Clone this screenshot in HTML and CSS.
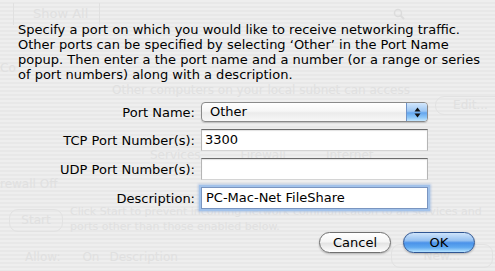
FILE: index.html
```html
<!DOCTYPE html>
<html>
<head>
<meta charset="utf-8">
<link rel="stylesheet" href="styles.css">
</head>
<body>
<div class="screen">
  <div class="ghost" aria-hidden="true">
    <div class="g-toolbar">
      <span class="g-sep"></span>
      <span class="g-showall">Show All</span>
      <span class="g-sep"></span>
      <span class="g-search">
        <svg width="12" height="12" viewBox="0 0 12 12"><circle cx="5" cy="5" r="3.5" fill="none" stroke="#dcdcdc" stroke-width="1.5"/><path d="M7.5 7.5 L11 11" stroke="#dcdcdc" stroke-width="2"/></svg>
      </span>
    </div>
    <div class="g-name">Co</div>
    <div class="g-other">
      <span class="g-other-text">Other computers on your local subnet can access</span>
      <span class="g-btn g-edit">Edit...</span>
    </div>
    <div class="g-tabs"><span>Services</span><span>Firewall</span><span>Internet</span></div>
    <div class="g-off">rewall Off</div>
    <div class="g-start">
      <span class="g-btn g-startbtn">Start</span>
      <span class="g-start-text">Click Start to prevent incoming network communication to all services and<br>ports other than those enabled below.</span>
    </div>
    <div class="g-allow">
      <span class="g-allow-l">Allow:</span>
      <span class="g-on">On</span>
      <span class="g-desc">Description</span>
      <span class="g-btn g-new">New...</span>
    </div>
  </div>

  <div class="sheet">
    <p class="msg"><span>Specify a port on which you would like to receive networking traffic.</span><span>Other ports can be specified by selecting ‘Other’ in the Port Name</span><span>popup. Then enter a the port name and a number (or a range or series</span><span>of port numbers) along with a description.</span></p>

    <div class="form">
      <label class="lbl">Port Name:</label>
      <div class="popup">
        <span class="popup-val">Other</span>
        <span class="popup-arrows">
          <svg width="7" height="11" viewBox="0 0 7 11"><path d="M3.5 0.5 L6.5 4.5 L0.5 4.5 Z" fill="#111"/><path d="M0.5 6.5 L6.5 6.5 L3.5 10.5 Z" fill="#111"/></svg>
        </span>
      </div>

      <label class="lbl">TCP Port Number(s):</label>
      <div class="field">3300</div>

      <label class="lbl">UDP Port Number(s):</label>
      <div class="field"></div>

      <label class="lbl">Description:</label>
      <div class="field focus">PC-Mac-Net FileShare</div>
    </div>

    <div class="buttons">
      <button class="btn cancel">Cancel</button>
      <button class="btn ok">OK</button>
    </div>
  </div>
</div>
</body>
</html>
```

FILE: styles.css
```css
html, body {
  margin: 0;
  padding: 0;
}

.screen {
  width: 495px;
  height: 271px;
  overflow: hidden;
  display: grid;
  grid-template-columns: 495px;
  grid-template-rows: 271px;
  background: repeating-linear-gradient(to bottom, #eeeeee 0 2px, #e8e8e8 2px 4px);
  font-family: "DejaVu Sans", "Lucida Grande", sans-serif;
  font-size: 13px;
  color: #000;
}

.ghost, .sheet {
  grid-area: 1 / 1;
  min-width: 0;
}

/* faint window content showing through the sheet */
.ghost {
  color: #e0e0e0;
  font-size: 12px;
  display: flex;
  flex-direction: column;
  overflow: hidden;
}
.ghost * {
  flex-shrink: 0;
}

.g-toolbar {
  height: 27px;
  display: flex;
  align-items: center;
}
.g-sep {
  width: 1px;
  height: 22px;
  background: #e0e0e0;
  margin-left: 13px;
}
.g-showall {
  margin-left: 19px;
  font-size: 13px;
  width: 52px;
  white-space: nowrap;
}
.g-toolbar .g-sep:nth-child(3) {
  margin-left: 14px;
}
.g-search {
  margin-left: 293px;
  display: flex;
}

.g-name {
  margin-top: 34px;
  height: 15px;
  line-height: 15px;
  margin-left: 0;
  white-space: nowrap;
}

.g-other {
  margin-top: 7px;
  height: 32px;
  display: flex;
  align-items: flex-start;
  white-space: nowrap;
}
.g-other-text {
  margin-left: 112px;
  line-height: 15px;
}
.g-btn {
  border: 1px solid #e2e2e2;
  border-radius: 9px;
  height: 17px;
  line-height: 17px;
  text-align: center;
  white-space: nowrap;
}
.g-edit {
  margin-left: 25px;
  margin-top: 13px;
  width: 69px;
}

.g-tabs {
  margin-top: 33px;
  height: 15px;
  line-height: 15px;
  display: flex;
  gap: 40px;
  margin-left: 150px;
  white-space: nowrap;
}

.g-off {
  margin-top: 14px;
  height: 15px;
  line-height: 15px;
  margin-left: 0;
  white-space: nowrap;
}

.g-start {
  margin-top: 12px;
  height: 38px;
  display: flex;
  align-items: flex-start;
  white-space: nowrap;
}
.g-startbtn {
  margin-left: 9px;
  width: 52px;
  height: 21px;
  line-height: 21px;
  margin-top: 5px;
}
.g-start-text {
  margin-left: 7px;
  font-size: 11px;
  line-height: 15px;
}

.g-allow {
  margin-top: 8px;
  display: flex;
  align-items: flex-start;
  white-space: nowrap;
  line-height: 15px;
}
.g-allow-l { margin-left: 25px; }
.g-on { margin-left: 22px; }
.g-desc { margin-left: 10px; }
.g-new {
  margin-left: 213px;
  width: 100px;
  margin-top: -6px;
  height: 22px;
  line-height: 22px;
}

/* the sheet */
.sheet {
  padding: 22px 20px 0 18px;
  display: flex;
  flex-direction: column;
}

.msg {
  margin: 0;
  font-size: 13px;
  line-height: 15px;
  display: flex;
  flex-direction: column;
  white-space: nowrap;
}

.form {
  margin-top: 20px;
  display: grid;
  grid-template-columns: 177px 227px;
  grid-template-rows: 20px 22px 22px 22px;
  column-gap: 6px;
  row-gap: 7px;
  align-items: center;
}

.lbl {
  text-align: right;
  white-space: nowrap;
}

.popup {
  height: 18px;
  display: flex;
  border: 1px solid #8a8a8a;
  border-radius: 4px;
  background: linear-gradient(to bottom, #ffffff 0%, #f6f6f6 45%, #ebebeb 55%, #f7f7f7 100%);
  box-shadow: 0 1px 1px rgba(0, 0, 0, 0.18);
  overflow: hidden;
}
.popup-val {
  flex: 1;
  padding-left: 8px;
  line-height: 18px;
}
.popup-arrows {
  width: 20px;
  display: flex;
  align-items: center;
  justify-content: center;
  border-left: 1px solid #6f93c8;
  background: linear-gradient(to bottom, #d3e7fc 0%, #9cc6f3 45%, #64a6ee 55%, #8cc6f7 80%, #c5e6fd 100%);
}

.field {
  height: 20px;
  line-height: 20px;
  padding-left: 3px;
  background: #fff;
  border: 1px solid;
  border-color: #6c6c6c #b5b5b5 #d4d4d4 #b5b5b5;
  box-shadow: inset 0 1px 1px rgba(0, 0, 0, 0.12);
  white-space: nowrap;
}
.field.focus {
  padding-left: 4px;
  border-color: #7a95c0;
  box-shadow: 0 0 0 2px #a2c2ea, 0 0 2px 3px rgba(120, 160, 220, 0.45);
}

.buttons {
  margin-top: 23px;
  display: flex;
  justify-content: flex-end;
  gap: 12px;
}

.btn {
  width: 72px;
  height: 21px;
  padding: 0;
  border-radius: 11px;
  font-family: inherit;
  font-size: 13px;
  line-height: 19px;
  color: #000;
  box-shadow: 0 1px 2px rgba(0, 0, 0, 0.25);
}
.cancel {
  border: 1px solid #707070;
  background: linear-gradient(to bottom, #ffffff 0%, #f5f5f5 45%, #e4e4e4 55%, #f2f2f2 80%, #ffffff 100%);
}
.ok {
  border: 1px solid #2f5592;
  background: linear-gradient(to bottom, #cfe4fa 0%, #94c0f1 40%, #4a92e9 52%, #5ea8f0 75%, #b6e3fe 100%);
}
```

◆ DESCRIPTION OF THE TASK ◆
Give the material again exactly as it is, but keep the pictures out.

◆ THE SOLUTION ◆
Clone this screenshot in HTML and CSS.
FILE: index.html
```html
<!DOCTYPE html>
<html>
<head>
<meta charset="utf-8">
<link rel="stylesheet" href="styles.css">
</head>
<body>
<div class="screen">
  <div class="ghost" aria-hidden="true">
    <div class="g-toolbar">
      <span class="g-sep"></span>
      <span class="g-showall">Show All</span>
      <span class="g-sep"></span>
      <span class="g-search">
        <svg width="12" height="12" viewBox="0 0 12 12"><circle cx="5" cy="5" r="3.5" fill="none" stroke="#dcdcdc" stroke-width="1.5"/><path d="M7.5 7.5 L11 11" stroke="#dcdcdc" stroke-width="2"/></svg>
      </span>
    </div>
    <div class="g-name">Co</div>
    <div class="g-other">
      <span class="g-other-text">Other computers on your local subnet can access</span>
      <span class="g-btn g-edit">Edit...</span>
    </div>
    <div class="g-tabs"><span>Services</span><span>Firewall</span><span>Internet</span></div>
    <div class="g-off">rewall Off</div>
    <div class="g-start">
      <span class="g-btn g-startbtn">Start</span>
      <span class="g-start-text">Click Start to prevent incoming network communication to all services and<br>ports other than those enabled below.</span>
    </div>
    <div class="g-allow">
      <span class="g-allow-l">Allow:</span>
      <span class="g-on">On</span>
      <span class="g-desc">Description</span>
      <span class="g-btn g-new">New...</span>
    </div>
  </div>

  <div class="sheet">
    <p class="msg"><span>Specify a port on which you would like to receive networking traffic.</span><span>Other ports can be specified by selecting ‘Other’ in the Port Name</span><span>popup. Then enter a the port name and a number (or a range or series</span><span>of port numbers) along with a description.</span></p>

    <div class="form">
      <label class="lbl">Port Name:</label>
      <div class="popup">
        <span class="popup-val">Other</span>
        <span class="popup-arrows">
          <svg width="7" height="11" viewBox="0 0 7 11"><path d="M3.5 0.5 L6.5 4.5 L0.5 4.5 Z" fill="#111"/><path d="M0.5 6.5 L6.5 6.5 L3.5 10.5 Z" fill="#111"/></svg>
        </span>
      </div>

      <label class="lbl">TCP Port Number(s):</label>
      <div class="field">3300</div>

      <label class="lbl">UDP Port Number(s):</label>
      <div class="field"></div>

      <label class="lbl">Description:</label>
      <div class="field focus">PC-Mac-Net FileShare</div>
    </div>

    <div class="buttons">
      <button class="btn cancel">Cancel</button>
      <button class="btn ok">OK</button>
    </div>
  </div>
</div>
</body>
</html>
```

FILE: styles.css
```css
html, body {
  margin: 0;
  padding: 0;
}

.screen {
  width: 495px;
  height: 271px;
  overflow: hidden;
  display: grid;
  grid-template-columns: 495px;
  grid-template-rows: 271px;
  background: repeating-linear-gradient(to bottom, #eeeeee 0 2px, #e8e8e8 2px 4px);
  font-family: "DejaVu Sans", "Lucida Grande", sans-serif;
  font-size: 13px;
  color: #000;
}

.ghost, .sheet {
  grid-area: 1 / 1;
  min-width: 0;
}

/* faint window content showing through the sheet */
.ghost {
  color: #e0e0e0;
  font-size: 12px;
  display: flex;
  flex-direction: column;
  overflow: hidden;
}
.ghost * {
  flex-shrink: 0;
}

.g-toolbar {
  height: 27px;
  display: flex;
  align-items: center;
}
.g-sep {
  width: 1px;
  height: 22px;
  background: #e0e0e0;
  margin-left: 13px;
}
.g-showall {
  margin-left: 19px;
  font-size: 13px;
  width: 52px;
  white-space: nowrap;
}
.g-toolbar .g-sep:nth-child(3) {
  margin-left: 14px;
}
.g-search {
  margin-left: 293px;
  display: flex;
}

.g-name {
  margin-top: 34px;
  height: 15px;
  line-height: 15px;
  margin-left: 0;
  white-space: nowrap;
}

.g-other {
  margin-top: 7px;
  height: 32px;
  display: flex;
  align-items: flex-start;
  white-space: nowrap;
}
.g-other-text {
  margin-left: 112px;
  line-height: 15px;
}
.g-btn {
  border: 1px solid #e2e2e2;
  border-radius: 9px;
  height: 17px;
  line-height: 17px;
  text-align: center;
  white-space: nowrap;
}
.g-edit {
  margin-left: 25px;
  margin-top: 13px;
  width: 69px;
}

.g-tabs {
  margin-top: 33px;
  height: 15px;
  line-height: 15px;
  display: flex;
  gap: 40px;
  margin-left: 150px;
  white-space: nowrap;
}

.g-off {
  margin-top: 14px;
  height: 15px;
  line-height: 15px;
  margin-left: 0;
  white-space: nowrap;
}

.g-start {
  margin-top: 12px;
  height: 38px;
  display: flex;
  align-items: flex-start;
  white-space: nowrap;
}
.g-startbtn {
  margin-left: 9px;
  width: 52px;
  height: 21px;
  line-height: 21px;
  margin-top: 5px;
}
.g-start-text {
  margin-left: 7px;
  font-size: 11px;
  line-height: 15px;
}

.g-allow {
  margin-top: 8px;
  display: flex;
  align-items: flex-start;
  white-space: nowrap;
  line-height: 15px;
}
.g-allow-l { margin-left: 25px; }
.g-on { margin-left: 22px; }
.g-desc { margin-left: 10px; }
.g-new {
  margin-left: 213px;
  width: 100px;
  margin-top: -6px;
  height: 22px;
  line-height: 22px;
}

/* the sheet */
.sheet {
  padding: 22px 20px 0 18px;
  display: flex;
  flex-direction: column;
}

.msg {
  margin: 0;
  font-size: 13px;
  line-height: 15px;
  display: flex;
  flex-direction: column;
  white-space: nowrap;
}

.form {
  margin-top: 20px;
  display: grid;
  grid-template-columns: 177px 227px;
  grid-template-rows: 20px 22px 22px 22px;
  column-gap: 6px;
  row-gap: 7px;
  align-items: center;
}

.lbl {
  text-align: right;
  white-space: nowrap;
}

.popup {
  height: 18px;
  display: flex;
  border: 1px solid #8a8a8a;
  border-radius: 4px;
  background: linear-gradient(to bottom, #ffffff 0%, #f6f6f6 45%, #ebebeb 55%, #f7f7f7 100%);
  box-shadow: 0 1px 1px rgba(0, 0, 0, 0.18);
  overflow: hidden;
}
.popup-val {
  flex: 1;
  padding-left: 8px;
  line-height: 18px;
}
.popup-arrows {
  width: 20px;
  display: flex;
  align-items: center;
  justify-content: center;
  border-left: 1px solid #6f93c8;
  background: linear-gradient(to bottom, #d3e7fc 0%, #9cc6f3 45%, #64a6ee 55%, #8cc6f7 80%, #c5e6fd 100%);
}

.field {
  height: 20px;
  line-height: 20px;
  padding-left: 3px;
  background: #fff;
  border: 1px solid;
  border-color: #6c6c6c #b5b5b5 #d4d4d4 #b5b5b5;
  box-shadow: inset 0 1px 1px rgba(0, 0, 0, 0.12);
  white-space: nowrap;
}
.field.focus {
  padding-left: 4px;
  border-color: #7a95c0;
  box-shadow: 0 0 0 2px #a2c2ea, 0 0 2px 3px rgba(120, 160, 220, 0.45);
}

.buttons {
  margin-top: 23px;
  display: flex;
  justify-content: flex-end;
  gap: 12px;
}

.btn {
  width: 72px;
  height: 21px;
  padding: 0;
  border-radius: 11px;
  font-family: inherit;
  font-size: 13px;
  line-height: 19px;
  color: #000;
  box-shadow: 0 1px 2px rgba(0, 0, 0, 0.25);
}
.cancel {
  border: 1px solid #707070;
  background: linear-gradient(to bottom, #ffffff 0%, #f5f5f5 45%, #e4e4e4 55%, #f2f2f2 80%, #ffffff 100%);
}
.ok {
  border: 1px solid #2f5592;
  background: linear-gradient(to bottom, #cfe4fa 0%, #94c0f1 40%, #4a92e9 52%, #5ea8f0 75%, #b6e3fe 100%);
}
```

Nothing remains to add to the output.